*WRITTEN PROBLEM*
Write out the entire listing below exactly as it appears, minus any pictures.

*SUPPLIED MATERIAL*
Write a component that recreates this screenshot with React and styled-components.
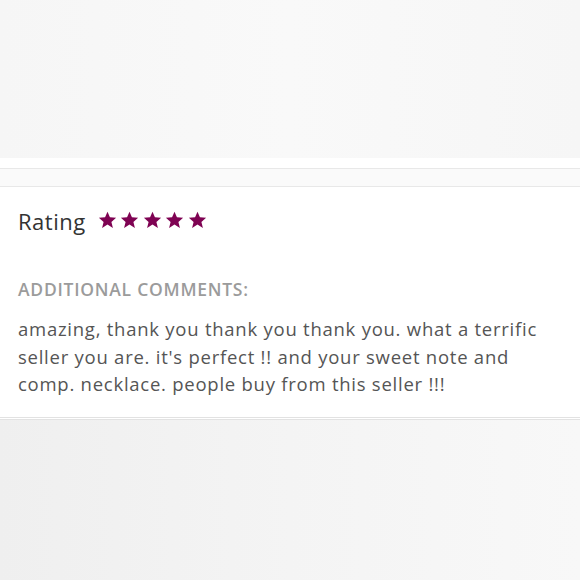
import React from 'react'
import styled, { createGlobalStyle } from 'styled-components'

const GlobalStyle = createGlobalStyle`
  html, body {
    margin: 0;
    padding: 0;
    background: #f4f4f4;
  }
`

const Star = () => (
  <svg width='19' height='18' viewBox='0 0 24 23'>
    <path
      d='M12 0.8l3.1 7.3 7.9 0.6-6 5.2 1.9 7.7L12 17.4l-6.9 4.2 1.9-7.7-6-5.2 7.9-0.6z'
      fill='#7f0353'
    />
  </svg>
)

const App = () => {
  return (
    <Page>
      <GlobalStyle />
      <TopShade />
      <Spacer />
      <Band />
      <Card>
        <RatingRow>
          <RatingLabel>Rating</RatingLabel>
          <Stars>
            {[0, 1, 2, 3, 4].map((i) => (
              <Star key={i} />
            ))}
          </Stars>
        </RatingRow>
        <CommentLabel>Additional Comments:</CommentLabel>
        <CommentText>
          amazing, thank you thank you thank you. what a terrific seller you are. it's perfect !! and your sweet
          note and comp. necklace. people buy from this seller !!!
        </CommentText>
      </Card>
      <BottomShade />
    </Page>
  )
}

const Page = styled.div`
  width: 580px;
  height: 580px;
  display: flex;
  flex-direction: column;
  overflow: hidden;
  font-family: 'Open Sans', Lato, sans-serif;
`

const TopShade = styled.div`
  height: 158px;
  background: linear-gradient(90deg, #f6f6f6, #f9f9f9 50%, #f6f6f6);
`

const Spacer = styled.div`
  height: 10px;
  background: #ffffff;
`

const Band = styled.div`
  height: 17px;
  background: #fafafa;
  border-top: 1px solid #e8e8e8;
  border-bottom: 1px solid #e8e8e8;
`

const Card = styled.div`
  background: #ffffff;
  padding: 20px 18px 19px;
  border-bottom: 3px double #e2e2e2;
`

const RatingRow = styled.div`
  display: flex;
  align-items: center;
  gap: 12px;
  height: 27px;
`

const RatingLabel = styled.span`
  font-size: 22px;
  font-weight: 500;
  letter-spacing: 0.5px;
  color: #333333;
`

const Stars = styled.div`
  display: flex;
  gap: 3.5px;
  margin-top: -2px;
`

const CommentLabel = styled.div`
  margin-top: 43px;
  font-size: 17.5px;
  font-weight: 600;
  text-transform: uppercase;
  letter-spacing: 0.75px;
  color: #9b9b9b;
`

const CommentText = styled.p`
  margin: 14px 0 0;
  font-size: 18.5px;
  letter-spacing: 0.75px;
  line-height: 27.5px;
  color: #555555;
  max-width: 540px;
`

const BottomShade = styled.div`
  flex: 1;
  background: linear-gradient(90deg, #efefef, #f4f4f4 50%, #f8f8f8);
`

export default App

*SOLVED EXERCISE*
Write a component that recreates this screenshot with React and styled-components.
import React from 'react'
import styled, { createGlobalStyle } from 'styled-components'

const GlobalStyle = createGlobalStyle`
  html, body {
    margin: 0;
    padding: 0;
    background: #f4f4f4;
  }
`

const Star = () => (
  <svg width='19' height='18' viewBox='0 0 24 23'>
    <path
      d='M12 0.8l3.1 7.3 7.9 0.6-6 5.2 1.9 7.7L12 17.4l-6.9 4.2 1.9-7.7-6-5.2 7.9-0.6z'
      fill='#7f0353'
    />
  </svg>
)

const App = () => {
  return (
    <Page>
      <GlobalStyle />
      <TopShade />
      <Spacer />
      <Band />
      <Card>
        <RatingRow>
          <RatingLabel>Rating</RatingLabel>
          <Stars>
            {[0, 1, 2, 3, 4].map((i) => (
              <Star key={i} />
            ))}
          </Stars>
        </RatingRow>
        <CommentLabel>Additional Comments:</CommentLabel>
        <CommentText>
          amazing, thank you thank you thank you. what a terrific seller you are. it's perfect !! and your sweet
          note and comp. necklace. people buy from this seller !!!
        </CommentText>
      </Card>
      <BottomShade />
    </Page>
  )
}

const Page = styled.div`
  width: 580px;
  height: 580px;
  display: flex;
  flex-direction: column;
  overflow: hidden;
  font-family: 'Open Sans', Lato, sans-serif;
`

const TopShade = styled.div`
  height: 158px;
  background: linear-gradient(90deg, #f6f6f6, #f9f9f9 50%, #f6f6f6);
`

const Spacer = styled.div`
  height: 10px;
  background: #ffffff;
`

const Band = styled.div`
  height: 17px;
  background: #fafafa;
  border-top: 1px solid #e8e8e8;
  border-bottom: 1px solid #e8e8e8;
`

const Card = styled.div`
  background: #ffffff;
  padding: 20px 18px 19px;
  border-bottom: 3px double #e2e2e2;
`

const RatingRow = styled.div`
  display: flex;
  align-items: center;
  gap: 12px;
  height: 27px;
`

const RatingLabel = styled.span`
  font-size: 22px;
  font-weight: 500;
  letter-spacing: 0.5px;
  color: #333333;
`

const Stars = styled.div`
  display: flex;
  gap: 3.5px;
  margin-top: -2px;
`

const CommentLabel = styled.div`
  margin-top: 43px;
  font-size: 17.5px;
  font-weight: 600;
  text-transform: uppercase;
  letter-spacing: 0.75px;
  color: #9b9b9b;
`

const CommentText = styled.p`
  margin: 14px 0 0;
  font-size: 18.5px;
  letter-spacing: 0.75px;
  line-height: 27.5px;
  color: #555555;
  max-width: 540px;
`

const BottomShade = styled.div`
  flex: 1;
  background: linear-gradient(90deg, #efefef, #f4f4f4 50%, #f8f8f8);
`

export default App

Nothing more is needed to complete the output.